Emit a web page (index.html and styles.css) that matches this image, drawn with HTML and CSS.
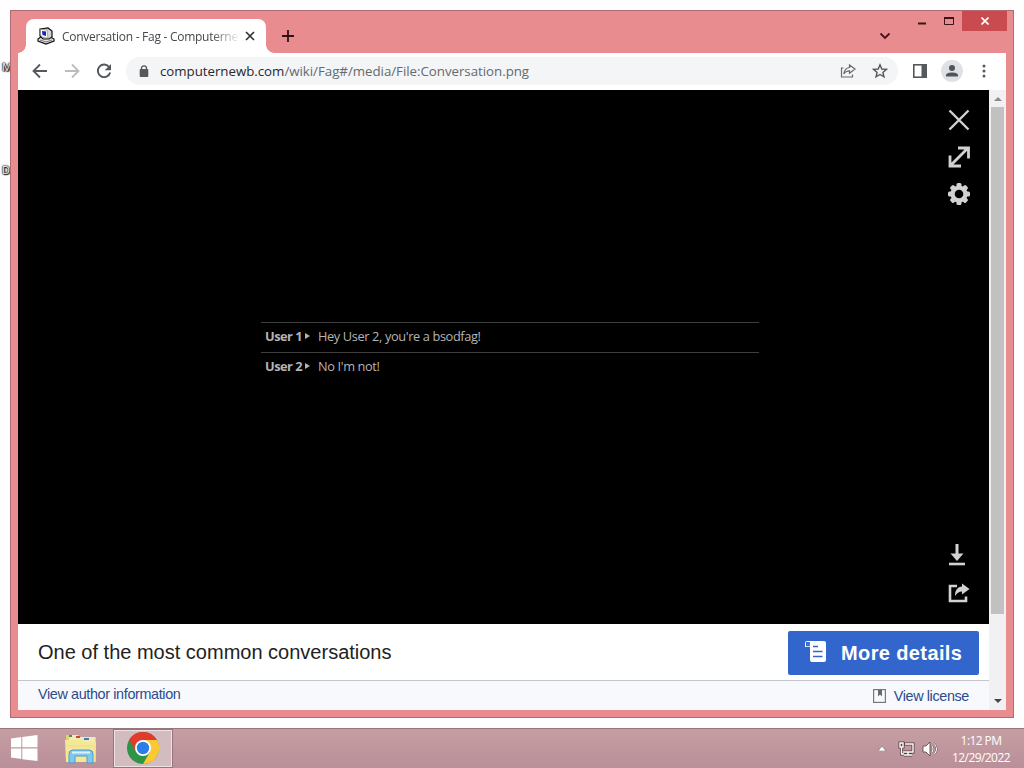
FILE: index.html
```
<!DOCTYPE html>
<html lang="en">
<head>
    <meta charset="utf-8">
    <meta name="viewport" content="width=device-width, initial-scale=1">
    <link rel="stylesheet" href="styles.css">
    <title>Conversation - Fag - Computernewb</title>
</head>
<body>
<div class="desktop">
    <span class="desk-label label-m">M</span>
    <span class="desk-label label-d">D</span>

    <div class="window">
        <div class="tabstrip">
            <div class="tab">
                <svg class="favicon" width="18" height="18" viewBox="0 0 18 18">
                    <path d="M1 12L5 9H12L17 12V14L9 17L1 14Z" fill="#e4e4e4" stroke="#111" stroke-width="1.2"/>
                    <path d="M3 2L11 1L15 4V10L12 12H6L3 9Z" fill="#d5d5d8" stroke="#111" stroke-width="1.2"/>
                    <path d="M3.500 2.500L10 3L11 11L6 10.500L3.500 8Z" fill="#fff" stroke="#777" stroke-width=".6"/>
                    <path d="M5 4L9 4.500V9L5.500 8Z" fill="#1526b8"/>
                    <path d="M3 13L9 15L15 13" fill="none" stroke="#777"/>
                </svg>
                <span class="tab-title">Conversation - Fag - Computerne</span>
                <svg class="tab-close" width="10" height="10" viewBox="0 0 10 10"><path d="M1 1L9 9M9 1L1 9" stroke="#333" stroke-width="1.7"/></svg>
            </div>
            <svg class="new-tab" width="12" height="12" viewBox="0 0 12 12"><path d="M6 0V12M0 6H12" stroke="#2f1115" stroke-width="1.8"/></svg>
            <svg class="tab-search" width="12" height="8" viewBox="0 0 12 8"><path d="M1.5 1.5L6 6L10.500 1.500" fill="none" stroke="#4a1218" stroke-width="1.8"/></svg>
            <div class="caption">
                <svg class="minimize" width="8" height="3"><rect width="8" height="2" y=".5" fill="#3c1418"/></svg>
                <svg class="maximize" width="10" height="8"><path d="M.5 0V7.500H9.500V0" fill="none" stroke="#3c1418"/><rect width="10" height="2" fill="#3c1418"/></svg>
                <div class="close">
                    <svg width="8" height="8" viewBox="0 0 8 8"><path d="M.5 .5L7.500 7.500M7.500 .5L.5 7.500" stroke="#fff" stroke-width="1.6"/></svg>
                </div>
            </div>
        </div>

        <div class="toolbar">
            <svg class="nav" width="16" height="16" viewBox="0 0 16 16"><path d="M15 8H2M8 1.500L1.500 8L8 14.500" fill="none" stroke="#55585c" stroke-width="1.8"/></svg>
            <svg class="nav" width="16" height="16" viewBox="0 0 16 16"><path d="M1 8H14M8 1.500L14.500 8L8 14.500" fill="none" stroke="#babcbe" stroke-width="1.8"/></svg>
            <svg class="nav" width="16" height="16" viewBox="0 0 16 16"><path d="M13.300 4.200A6.300 6.300 0 1 0 14.200 9.500" fill="none" stroke="#55585c" stroke-width="1.900"/><path d="M15 1V7.300H8.700Z" fill="#55585c"/></svg>
            <div class="omnibox">
                <svg class="lock" width="10" height="12" viewBox="0 0 10 12"><path d="M2.500 5V3.300A2.500 2.500 0 0 1 7.500 3.300V5" fill="none" stroke="#55585c" stroke-width="1.300"/><rect x=".7" y="4" width="8.600" height="8" rx="1" fill="#55585c"/></svg>
                <span class="url"><b>computernewb.com</b>/wiki/Fag#/media/File:Conversation.png</span>
                <svg class="share" width="16" height="14" viewBox="0 0 16 14"><path d="M3.500 4H1.500V13H12.500V10.500" fill="none" stroke="#66696d" stroke-width="1.200"/><path d="M9.500 1L15 5L9.500 9.300V6.800C6.800 6.800 5 7.800 3.800 10C4.300 6.300 6.300 3.900 9.500 3.500Z" fill="none" stroke="#66696d" stroke-width="1.200"/></svg>
                <svg class="star" width="16" height="16" viewBox="0 0 16 16"><path d="M8 1.800L9.800 6L14.400 6.400L10.900 9.400L12 13.900L8 11.500L4 13.900L5.100 9.400L1.600 6.400L6.200 6Z" fill="none" stroke="#55585c" stroke-width="1.400"/></svg>
            </div>
            <svg class="panel" width="14" height="14" viewBox="0 0 14 14"><rect x=".8" y=".8" width="12.400" height="12.400" fill="none" stroke="#55585c" stroke-width="1.600"/><rect x="8.500" width="5.500" height="14" fill="#55585c"/></svg>
            <svg class="profile" width="22" height="22" viewBox="0 0 22 22"><circle cx="11" cy="11" r="11" fill="#dfe1e6"/><circle cx="11" cy="8" r="3" fill="#50545b"/><path d="M5 16.500V15C5 11.500 17 11.500 17 15V16.500Z" fill="#50545b"/></svg>
            <svg class="menu" width="4" height="14" viewBox="0 0 4 14"><circle cx="2" cy="2" r="1.500"/><circle cx="2" cy="7" r="1.500"/><circle cx="2" cy="12" r="1.500"/></svg>
        </div>

        <div class="content">
            <div class="page">
                <div class="viewer">
                    <div class="media">
                        <div class="line"><b>User 1</b><i class="arrow"></i><span>Hey User 2, you're a bsodfag!</span></div>
                        <div class="line"><b>User 2</b><i class="arrow"></i><span>No I'm not!</span></div>
                    </div>
                    <div class="actions">
                        <svg width="22" height="22" viewBox="0 0 22 22"><path d="M1.500 1.500L20.500 20.500M20.500 1.500L1.500 20.500" stroke="#d2d2d2" stroke-width="2.400"/></svg>
                        <svg width="22" height="22" viewBox="0 0 22 22"><path d="M3 19L19 3M10 2H20.500V12.500M2 9.500V20H13" fill="none" stroke="#d2d2d2" stroke-width="2.800"/></svg>
                        <svg class="gear" width="22" height="22" viewBox="0 0 22 22"><g fill="#d2d2d2"><rect id="tooth" x="8.500" y="0" width="5" height="22" rx="1.500"/><use href="#tooth" transform="rotate(45 11 11)"/><use href="#tooth" transform="rotate(90 11 11)"/><use href="#tooth" transform="rotate(135 11 11)"/><circle cx="11" cy="11" r="8.600"/></g><circle cx="11" cy="11" r="4.300"/></svg>
                        <svg class="download" width="18" height="22" viewBox="0 0 18 22"><path d="M9 0V12" stroke="#d2d2d2" stroke-width="3"/><path d="M2.500 9.500H15.500L9 17Z" fill="#d2d2d2"/><path d="M1 20H17" stroke="#d2d2d2" stroke-width="2.600"/></svg>
                        <svg class="reuse" width="22" height="20" viewBox="0 0 22 20"><path d="M9 3H2V18H18V13.500" fill="none" stroke="#d2d2d2" stroke-width="2.600"/><path d="M14 0.500L21.500 6L14 11.500V8.500C11 8.500 9 10 7 13C7 7 9.500 4 14 3.500Z" fill="#d2d2d2"/></svg>
                    </div>
                </div>
                <div class="details">
                    <span class="caption-text">One of the most common conversations</span>
                    <div class="more">
                        <svg width="21" height="22" viewBox="0 0 21 22"><path d="M2 0H19Q21 0 21 2V19Q21 21 19 21H7Q5 21 5 19V6H0V2Q0 0 2 0Z" fill="#fff"/><path d="M1.800 1.800H4V4.300H1.800ZM8 5.500H13M8 10.500H17.500M8 15.500H17.500" fill="none" stroke="#36c" stroke-width="1.700"/></svg>
                        <span>More details</span>
                    </div>
                </div>
                <div class="credits">
                    <span class="author">View author information</span>
                    <span class="license">
                        <svg width="13" height="14" viewBox="0 0 13 14"><rect x=".6" y=".6" width="11.800" height="12.800" fill="none" stroke="#77797c" stroke-width="1.200"/><path d="M5 1H9V7.500L7 5.500L5 7.500Z" fill="#66696c"/></svg>
                        <span>View license</span>
                    </span>
                </div>
            </div>
            <div class="scrollbar">
                <svg width="8" height="4"><path d="M0 4L4 0L8 4Z" fill="#8b8b8b"/></svg>
                <div class="thumb"></div>
                <svg class="down" width="8" height="4"><path d="M0 0L4 4L8 0Z" fill="#444"/></svg>
            </div>
        </div>
    </div>

    <div class="taskbar">
        <svg class="start" width="28" height="26" viewBox="0 0 28 26"><path d="M1 3.500L11.300 2V12.300H1ZM12.300 1.900L27.500 0V12.300H12.300ZM1 13.400H11.300V24L1 22.500ZM12.300 13.400H27.500V26L12.300 24.200Z" fill="#fff"/></svg>
        <svg class="explorer" width="34" height="30" viewBox="0 0 34 30">
            <path d="M2 1H12L14 3H32V28H2Z" fill="#e5cf74"/>
            <path d="M5 1H14L16 3H31V10H5Z" fill="#f2eab4"/>
            <path d="M5 2H8" stroke="#3a9b4f" stroke-width="2"/><path d="M12 3H16" stroke="#c44731" stroke-width="2"/><path d="M20 5H25" stroke="#3b7dae" stroke-width="2"/>
            <path d="M1 6H17L19 8H32L31 28H2Z" fill="#f4e795"/>
            <path d="M3 12H30M3 18H30" stroke="#eadb85"/>
            <path d="M5 29V20Q5 16 9 16H25Q29 16 29 20V29H23V22H11V29Z" fill="#83c7ed" stroke="#4a9dcc"/>
            <path d="M8 18.500H26" stroke="#d7f2ff" stroke-width="2"/>
        </svg>
        <div class="task">
            <svg width="32" height="32" viewBox="0 0 32 32">
                <circle cx="16" cy="16" r="16" fill="#2e9447"/>
                <path d="M16 8H29.860A16 16 0 0 1 16 32L22.930 20Z" fill="#fcc934"/>
                <path d="M2.140 8A16 16 0 0 1 29.860 8H16L9.070 20Z" fill="#e03b2f"/>
                <circle cx="16" cy="16" r="8" fill="#fff"/><circle cx="16" cy="16" r="6.200" fill="#2b7de9"/>
            </svg>
        </div>
        <div class="tray">
            <svg width="8" height="5"><path d="M0 5L4 0L8 5Z" fill="#fff" stroke="#74545a" stroke-width=".5"/></svg>
            <svg class="network" width="18" height="16" viewBox="0 0 18 16"><g fill="none" stroke="#563d42" stroke-width="3"><path d="M6 3H15V11H5M10 11V14M6 14H14M2 2H5V6H2ZM3.500 6V13H6"/></g><g fill="none" stroke="#fff" stroke-width="1.400"><path d="M7 3H15V11H5M10 11V14M6 14H14M2 2H5V6H2ZM3.500 6V13H6"/></g></svg>
            <svg class="volume" width="17" height="16" viewBox="0 0 17 16"><path d="M1 5H4L8 1V15L4 11H1Z" fill="#fff" stroke="#563d42" stroke-width=".8"/><g fill="none" stroke="#563d42" stroke-width="2"><path d="M10 5Q12 8 10 11M12.500 3Q16.500 8 12.500 13"/></g><g fill="none" stroke="#fff" stroke-width="1.100"><path d="M10 5Q12 8 10 11M12.500 3Q16.500 8 12.500 13"/></g></svg>
            <div class="clock"><div class="time">1:12 PM</div><div class="date">12/29/2022</div></div>
        </div>
    </div>
</div>
</body>
</html>
```
FILE: styles.css
```
*{
  box-sizing: border-box;
}
body{
  margin: 0;
  overflow: hidden;
  font-family: "Open Sans", "Noto Sans", sans-serif;
}
svg{
  display: block;
  flex: none;
}
span, b{
  white-space: nowrap;
}
.desktop{
  position: relative;
  width: 1024px;
  height: 768px;
  padding-top: 10px;
  background: #fdfefd;
}

/* labels of the icons behind the window */
.desk-label{
  position: absolute;
  left: 2px;
  font-size: 11px;
  line-height: 14px;
  color: #fff;
  text-shadow: 0 0 2px #000, 1px 1px 1px #000, 0 0 1px #000, 0 0 2px #000;
}
.label-m{
  top: 60px;
}
.label-d{
  top: 163px;
}

.window{
  position: relative;
  width: 1004px;
  height: 708px;
  margin: 0 10px 10px;
  padding: 0 7px 7px;
  border: 1px solid #b26b75;
  background: #e88c8f;
}
.tabstrip{
  display: flex;
  height: 42px;
}
.tab{
  position: relative;
  display: flex;
  align-items: center;
  width: 240px;
  height: 34px;
  margin: 8px 0 0 8px;
  padding: 0 11px;
  border-radius: 8px 8px 0 0;
  background: #fff;
}
/* curved feet of the tab */
.tab::before,
.tab::after{
  content: "";
  position: absolute;
  bottom: 0;
  width: 8px;
  height: 8px;
}
.tab::before{
  left: -8px;
  background: radial-gradient(circle at 0 0, transparent 7.5px, #fff 8px);
}
.tab::after{
  right: -8px;
  background: radial-gradient(circle at 100% 0, transparent 7.5px, #fff 8px);
}
.tab-title{
  width: 176px;
  margin: 0 7px;
  font-size: 12px;
  letter-spacing: -0.27px;
  color: #45484c;
  -webkit-mask-image: linear-gradient(90deg, #000 150px, transparent 178px);
  mask-image: linear-gradient(90deg, #000 150px, transparent 178px);
}
.new-tab{
  margin: 19px 0 0 16px;
}
.tab-search{
  margin: 21px 0 0 auto;
}
.caption{
  display: flex;
  margin-left: 27px;
}
.minimize{
  margin: 11px 18px 0 0;
}
.maximize{
  margin: 6px 8px 0 0;
}
.close{
  display: flex;
  align-items: center;
  justify-content: center;
  width: 45px;
  height: 20px;
  margin-right: -1px;
  background: #c94b50;
}

.toolbar{
  display: flex;
  align-items: center;
  height: 37px;
  padding: 0 20px 2px 14px;
  background: #fff;
}
.nav{
  margin-right: 16px;
}
.omnibox{
  display: flex;
  align-items: center;
  width: 772px;
  height: 28px;
  margin-left: -2px;
  padding: 0 10px 0 13px;
  border-radius: 14px;
  background: #f4f5f7;
}
.url{
  margin-left: 11px;
  font-size: 13.3px;
  letter-spacing: -0.03px;
  color: #65696e;
}
.url b{
  font-weight: 400;
  color: #27292c;
}
.share{
  margin-left: auto;
}
.star{
  margin-left: 16px;
}
.panel{
  margin-left: 15px;
}
.profile{
  margin-left: 14px;
}
.menu{
  margin-left: auto;
  fill: #55585c;
}

.content{
  display: flex;
  height: 620px;
}
.page{
  width: 971px;
}
.viewer{
  display: flex;
  height: 534px;
  background: #000;
}
.media{
  width: 498px;
  margin: 232px 0 0 243px;
  font-size: 12.8px;
  color: #b4b4b4;
}
.line{
  display: flex;
  align-items: center;
  height: 30px;
  padding: 0 4px 3px;
  border-top: 1px solid #3e3e3e;
}
.line b{
  width: 37px;
  letter-spacing: -0.5px;
}
.line span{
  margin-left: 8px;
  letter-spacing: -0.38px;
}
.arrow{
  margin-left: 3px;
  border: 3px solid transparent;
  border-left: 5px solid #b4b4b4;
  border-right: 0;
}
.actions{
  display: flex;
  flex-direction: column;
  width: 22px;
  height: 494px;
  margin: 19px 19px 0 auto;
  gap: 15px;
}
.actions .download{
  margin: auto 0 0;
}
.actions .reuse{
  margin-top: 2px;
}
.details{
  display: flex;
  align-items: center;
  justify-content: space-between;
  height: 56px;
  padding: 1px 10px 0 20px;
  background: #fff;
  font-family: "Liberation Sans", sans-serif;
}
.caption-text{
  font-size: 20px;
  color: #222;
}
.more{
  display: flex;
  align-items: center;
  width: 191px;
  height: 44px;
  padding-left: 17px;
  border-radius: 2px;
  background: #36c;
  font-size: 20px;
  font-weight: bold;
  color: #fff;
}
.more svg{
  margin-top: -1px;
}
.more span{
  margin-left: 15px;
  padding-top: 1px;
  letter-spacing: 0.38px;
}
.credits{
  display: flex;
  align-items: center;
  justify-content: space-between;
  height: 30px;
  padding: 0 20px;
  border-top: 1px solid #c4c8cc;
  background: #f8f9fd;
  font: 14.4px "Liberation Sans", sans-serif;
  letter-spacing: -0.37px;
  color: #2a4b8d;
}
.author{
  padding-bottom: 3px;
}
.license{
  display: flex;
  align-items: center;
  gap: 8px;
}
.scrollbar{
  display: flex;
  flex-direction: column;
  align-items: center;
  width: 17px;
  padding: 7px 0 7px;
  background: #f1f1f3;
}
.thumb{
  width: 13px;
  height: 507px;
  margin-top: 6px;
  background: #c1c1c1;
}
.down{
  margin-top: auto;
}

.taskbar{
  display: flex;
  align-items: center;
  height: 40px;
  padding-left: 10px;
  border-top: 1px solid #98747c;
  background: linear-gradient(#c59ea2, #b98f99);
}
.start{
  margin-top: -2px;
}
.explorer{
  margin: 1px 0 0 26px;
}
.task{
  display: flex;
  align-items: center;
  justify-content: center;
  width: 60px;
  height: 39px;
  margin-left: 15px;
  padding-bottom: 2px;
  border: 1px solid #96747a;
  outline: 1px solid #eee3e3;
  outline-offset: -2px;
  background: #d3bcbf;
}
.tray{
  display: flex;
  align-items: center;
  margin: 0 14px 0 auto;
  color: #fff;
}
.network{
  margin-left: 12px;
}
.volume{
  margin-left: 6px;
}
.clock{
  width: 58px;
  margin-left: 13px;
  font-size: 12px;
  line-height: 17px;
  text-align: center;
  letter-spacing: -0.58px;
}
```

= Exercise goal =
Collect the lines that hold "styles".

= Solution to this problem =
Emit a web page (index.html and styles.css) that matches this image, drawn with HTML and CSS.
    <link rel="stylesheet" href="styles.css">
FILE: styles.css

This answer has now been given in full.